In this way, the unreliable narrator of The Repairer of Reputations is quite different from that of The Turn of The Screw. While there’s nothing stopping us from questioning any given detail in the governess’ account, we don’t need to do so in order to believe that she is mad. Only the appearance of the ghosts themselves needs to be a hallucination; the only other ‘evidence’ of the supernatural comes from the governess’ subjective interpretations of other people’s behavior. By contrast, in The Repairer of Reputations, we either have to believe that some amount of Hildred & Wilde’s information network/conspiracy is true and real, or we have to dismiss many directly depicted events as hallucinations totally fabricated by Hildred’s mind. By the end, it seems like anything could have been untrue. Mayne Wilde wasn’t even real, or at least, didn’t say the things Hildred thought that he did. “Vance” could have been anyone, or not existed. The events surrounding the missing armor may not have occurred at all. 
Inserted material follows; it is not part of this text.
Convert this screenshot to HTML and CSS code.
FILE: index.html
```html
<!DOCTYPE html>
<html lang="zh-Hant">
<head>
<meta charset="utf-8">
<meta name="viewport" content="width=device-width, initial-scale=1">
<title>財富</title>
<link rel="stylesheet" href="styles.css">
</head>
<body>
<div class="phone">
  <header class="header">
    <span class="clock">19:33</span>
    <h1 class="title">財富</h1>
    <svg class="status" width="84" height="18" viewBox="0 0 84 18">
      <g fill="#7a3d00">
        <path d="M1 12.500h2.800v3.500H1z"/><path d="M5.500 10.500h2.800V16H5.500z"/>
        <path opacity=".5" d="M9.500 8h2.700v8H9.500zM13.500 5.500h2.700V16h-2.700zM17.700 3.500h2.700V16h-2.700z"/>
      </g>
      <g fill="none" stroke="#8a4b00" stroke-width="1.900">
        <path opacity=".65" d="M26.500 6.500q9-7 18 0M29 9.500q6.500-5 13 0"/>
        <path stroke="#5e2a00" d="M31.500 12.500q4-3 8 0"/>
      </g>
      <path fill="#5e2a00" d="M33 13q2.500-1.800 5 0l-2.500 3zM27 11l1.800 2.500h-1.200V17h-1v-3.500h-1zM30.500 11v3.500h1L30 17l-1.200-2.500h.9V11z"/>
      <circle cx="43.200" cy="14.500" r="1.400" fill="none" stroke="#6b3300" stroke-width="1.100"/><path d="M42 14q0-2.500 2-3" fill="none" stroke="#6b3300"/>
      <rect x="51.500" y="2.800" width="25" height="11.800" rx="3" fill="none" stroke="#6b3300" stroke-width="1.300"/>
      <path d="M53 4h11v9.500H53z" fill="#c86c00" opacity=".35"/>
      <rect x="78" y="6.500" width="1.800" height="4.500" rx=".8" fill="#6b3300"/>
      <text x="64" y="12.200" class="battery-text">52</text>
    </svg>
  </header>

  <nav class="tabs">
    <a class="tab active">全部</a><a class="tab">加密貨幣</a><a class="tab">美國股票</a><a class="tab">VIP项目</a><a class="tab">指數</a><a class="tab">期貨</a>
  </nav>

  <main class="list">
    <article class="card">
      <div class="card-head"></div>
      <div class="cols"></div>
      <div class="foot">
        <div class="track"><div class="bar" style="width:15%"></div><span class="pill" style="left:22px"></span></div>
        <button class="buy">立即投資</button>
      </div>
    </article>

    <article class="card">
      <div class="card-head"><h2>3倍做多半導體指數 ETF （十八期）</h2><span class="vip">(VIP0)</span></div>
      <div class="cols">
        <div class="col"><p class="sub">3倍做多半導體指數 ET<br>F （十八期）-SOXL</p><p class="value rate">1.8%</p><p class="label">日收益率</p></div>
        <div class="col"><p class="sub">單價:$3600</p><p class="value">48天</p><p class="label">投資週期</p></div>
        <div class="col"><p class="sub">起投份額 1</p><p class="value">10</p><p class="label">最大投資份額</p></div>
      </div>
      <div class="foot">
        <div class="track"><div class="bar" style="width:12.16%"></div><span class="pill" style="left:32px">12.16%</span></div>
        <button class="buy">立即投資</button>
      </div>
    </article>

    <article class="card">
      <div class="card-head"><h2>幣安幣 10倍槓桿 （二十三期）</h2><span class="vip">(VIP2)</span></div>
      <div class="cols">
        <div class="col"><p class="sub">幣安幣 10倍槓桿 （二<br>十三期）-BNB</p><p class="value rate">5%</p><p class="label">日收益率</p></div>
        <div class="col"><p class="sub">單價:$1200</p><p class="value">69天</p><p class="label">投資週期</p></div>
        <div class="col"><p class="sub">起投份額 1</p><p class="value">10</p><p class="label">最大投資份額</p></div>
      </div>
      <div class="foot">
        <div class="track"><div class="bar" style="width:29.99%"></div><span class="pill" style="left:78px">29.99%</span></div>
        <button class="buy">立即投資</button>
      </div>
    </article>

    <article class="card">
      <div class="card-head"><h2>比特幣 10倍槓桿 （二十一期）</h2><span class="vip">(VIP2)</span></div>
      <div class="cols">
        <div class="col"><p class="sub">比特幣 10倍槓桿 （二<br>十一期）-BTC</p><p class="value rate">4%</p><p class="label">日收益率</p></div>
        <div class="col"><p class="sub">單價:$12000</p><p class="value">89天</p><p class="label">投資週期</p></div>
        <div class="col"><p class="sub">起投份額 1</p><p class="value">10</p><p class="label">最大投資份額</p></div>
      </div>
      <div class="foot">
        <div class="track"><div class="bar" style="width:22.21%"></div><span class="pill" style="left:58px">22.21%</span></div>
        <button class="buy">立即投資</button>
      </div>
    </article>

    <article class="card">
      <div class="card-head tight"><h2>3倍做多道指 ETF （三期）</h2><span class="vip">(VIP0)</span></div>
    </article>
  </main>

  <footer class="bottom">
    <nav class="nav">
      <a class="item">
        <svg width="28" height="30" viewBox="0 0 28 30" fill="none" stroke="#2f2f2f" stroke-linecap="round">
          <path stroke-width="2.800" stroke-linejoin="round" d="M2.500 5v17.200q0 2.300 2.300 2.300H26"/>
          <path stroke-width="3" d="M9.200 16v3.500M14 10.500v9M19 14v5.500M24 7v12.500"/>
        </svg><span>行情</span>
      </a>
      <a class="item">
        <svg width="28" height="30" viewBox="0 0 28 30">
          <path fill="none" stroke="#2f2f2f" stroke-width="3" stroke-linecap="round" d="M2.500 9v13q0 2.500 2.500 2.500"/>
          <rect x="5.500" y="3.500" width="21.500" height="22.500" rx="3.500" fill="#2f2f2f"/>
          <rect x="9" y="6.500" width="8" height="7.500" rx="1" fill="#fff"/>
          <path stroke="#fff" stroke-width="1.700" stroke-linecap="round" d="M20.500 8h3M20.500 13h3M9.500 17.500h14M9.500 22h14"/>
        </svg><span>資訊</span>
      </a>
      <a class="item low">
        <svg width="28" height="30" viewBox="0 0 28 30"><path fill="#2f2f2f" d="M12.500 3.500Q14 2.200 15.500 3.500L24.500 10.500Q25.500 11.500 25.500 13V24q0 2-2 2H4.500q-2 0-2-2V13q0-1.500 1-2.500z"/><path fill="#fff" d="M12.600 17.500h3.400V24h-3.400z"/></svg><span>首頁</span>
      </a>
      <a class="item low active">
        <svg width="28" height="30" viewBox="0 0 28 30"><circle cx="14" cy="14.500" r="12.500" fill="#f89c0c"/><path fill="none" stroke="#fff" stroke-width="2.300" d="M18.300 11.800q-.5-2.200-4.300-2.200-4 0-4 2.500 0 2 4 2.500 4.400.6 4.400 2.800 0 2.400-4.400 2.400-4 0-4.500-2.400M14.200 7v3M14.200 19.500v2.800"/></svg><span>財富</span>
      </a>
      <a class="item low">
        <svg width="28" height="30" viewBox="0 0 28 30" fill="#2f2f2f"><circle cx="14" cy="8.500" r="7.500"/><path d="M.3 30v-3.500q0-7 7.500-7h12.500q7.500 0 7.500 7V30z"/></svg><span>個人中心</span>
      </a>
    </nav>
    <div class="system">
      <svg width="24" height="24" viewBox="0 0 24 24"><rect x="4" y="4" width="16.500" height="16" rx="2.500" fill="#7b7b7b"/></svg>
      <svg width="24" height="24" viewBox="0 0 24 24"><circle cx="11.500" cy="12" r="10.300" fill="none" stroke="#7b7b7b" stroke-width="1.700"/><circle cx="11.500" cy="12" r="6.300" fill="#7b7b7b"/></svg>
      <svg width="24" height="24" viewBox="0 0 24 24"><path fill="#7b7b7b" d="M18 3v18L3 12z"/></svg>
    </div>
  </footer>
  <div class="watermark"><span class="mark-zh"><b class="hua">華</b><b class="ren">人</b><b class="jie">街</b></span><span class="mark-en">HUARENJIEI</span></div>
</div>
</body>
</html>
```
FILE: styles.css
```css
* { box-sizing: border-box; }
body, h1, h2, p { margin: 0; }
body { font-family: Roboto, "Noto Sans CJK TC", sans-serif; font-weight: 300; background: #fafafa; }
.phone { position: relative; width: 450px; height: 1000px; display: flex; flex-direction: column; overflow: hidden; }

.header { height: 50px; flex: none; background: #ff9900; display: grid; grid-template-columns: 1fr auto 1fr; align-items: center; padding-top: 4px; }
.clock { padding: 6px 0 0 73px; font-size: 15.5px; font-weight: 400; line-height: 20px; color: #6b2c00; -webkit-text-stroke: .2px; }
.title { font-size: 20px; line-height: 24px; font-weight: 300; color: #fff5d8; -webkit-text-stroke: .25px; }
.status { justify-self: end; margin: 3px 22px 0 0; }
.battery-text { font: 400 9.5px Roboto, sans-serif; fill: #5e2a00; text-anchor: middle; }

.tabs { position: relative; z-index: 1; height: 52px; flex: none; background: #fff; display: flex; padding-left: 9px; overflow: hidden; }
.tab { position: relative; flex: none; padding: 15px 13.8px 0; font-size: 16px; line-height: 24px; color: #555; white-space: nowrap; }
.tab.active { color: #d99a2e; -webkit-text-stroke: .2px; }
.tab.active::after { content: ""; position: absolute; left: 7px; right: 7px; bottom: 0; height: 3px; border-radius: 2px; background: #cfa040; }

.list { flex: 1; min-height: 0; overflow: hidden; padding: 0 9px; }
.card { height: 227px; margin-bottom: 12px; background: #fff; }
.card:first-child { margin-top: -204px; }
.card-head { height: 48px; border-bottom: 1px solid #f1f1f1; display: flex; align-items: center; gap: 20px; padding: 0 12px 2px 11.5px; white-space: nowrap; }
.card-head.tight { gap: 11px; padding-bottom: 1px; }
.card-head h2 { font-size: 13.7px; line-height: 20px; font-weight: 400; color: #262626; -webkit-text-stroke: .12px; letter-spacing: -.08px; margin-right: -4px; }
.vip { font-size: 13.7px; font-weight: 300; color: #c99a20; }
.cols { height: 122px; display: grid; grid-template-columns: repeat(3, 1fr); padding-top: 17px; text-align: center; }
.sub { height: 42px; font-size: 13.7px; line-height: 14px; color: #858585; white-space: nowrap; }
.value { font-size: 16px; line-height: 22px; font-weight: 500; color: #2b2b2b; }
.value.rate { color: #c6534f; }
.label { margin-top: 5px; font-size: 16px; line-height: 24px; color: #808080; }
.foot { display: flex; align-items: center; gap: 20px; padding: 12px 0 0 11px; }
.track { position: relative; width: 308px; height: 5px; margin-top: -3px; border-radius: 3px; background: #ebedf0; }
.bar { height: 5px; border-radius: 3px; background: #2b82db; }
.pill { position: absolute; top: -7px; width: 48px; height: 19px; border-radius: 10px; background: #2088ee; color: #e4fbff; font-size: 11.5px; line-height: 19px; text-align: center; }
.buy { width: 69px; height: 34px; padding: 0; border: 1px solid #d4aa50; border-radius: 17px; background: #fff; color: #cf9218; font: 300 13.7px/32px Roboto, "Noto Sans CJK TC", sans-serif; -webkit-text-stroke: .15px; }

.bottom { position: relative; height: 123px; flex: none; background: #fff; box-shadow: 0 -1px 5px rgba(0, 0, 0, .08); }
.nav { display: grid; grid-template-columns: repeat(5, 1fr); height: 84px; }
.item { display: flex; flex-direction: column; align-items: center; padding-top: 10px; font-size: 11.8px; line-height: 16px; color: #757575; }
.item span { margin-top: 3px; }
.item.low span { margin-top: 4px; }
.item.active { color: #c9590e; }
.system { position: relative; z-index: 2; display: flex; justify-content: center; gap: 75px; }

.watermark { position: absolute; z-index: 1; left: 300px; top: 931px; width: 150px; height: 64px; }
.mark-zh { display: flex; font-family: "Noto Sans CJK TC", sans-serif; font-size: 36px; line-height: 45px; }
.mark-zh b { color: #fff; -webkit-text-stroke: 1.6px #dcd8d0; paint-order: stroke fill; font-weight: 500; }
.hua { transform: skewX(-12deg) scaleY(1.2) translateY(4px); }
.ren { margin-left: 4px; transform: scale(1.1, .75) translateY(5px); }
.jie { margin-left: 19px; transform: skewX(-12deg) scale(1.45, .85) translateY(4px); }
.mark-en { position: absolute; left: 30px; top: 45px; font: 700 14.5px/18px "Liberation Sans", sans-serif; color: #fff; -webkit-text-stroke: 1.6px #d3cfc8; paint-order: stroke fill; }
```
The inclusion of the script of The King in Yellow in the world at large (and its presence in the other stories within the book) seems to indicate that there is definitely something supernatural afoot here, even if The King himself is not literally real, and even if Hildred’s particular conspiracy is imaginary. The text of The King In Yellow itself, at least, has some sort of supernatural effect. But we are not sure just what sort of threat it poses. Does the script cause people to become servants of The King, a real, evil, supernatural entity with an agenda? Or does it merely cause them to go mad and do dangerous things in the name of a fictitious king? The Repairer of Reputations leaves these questions up to the reader.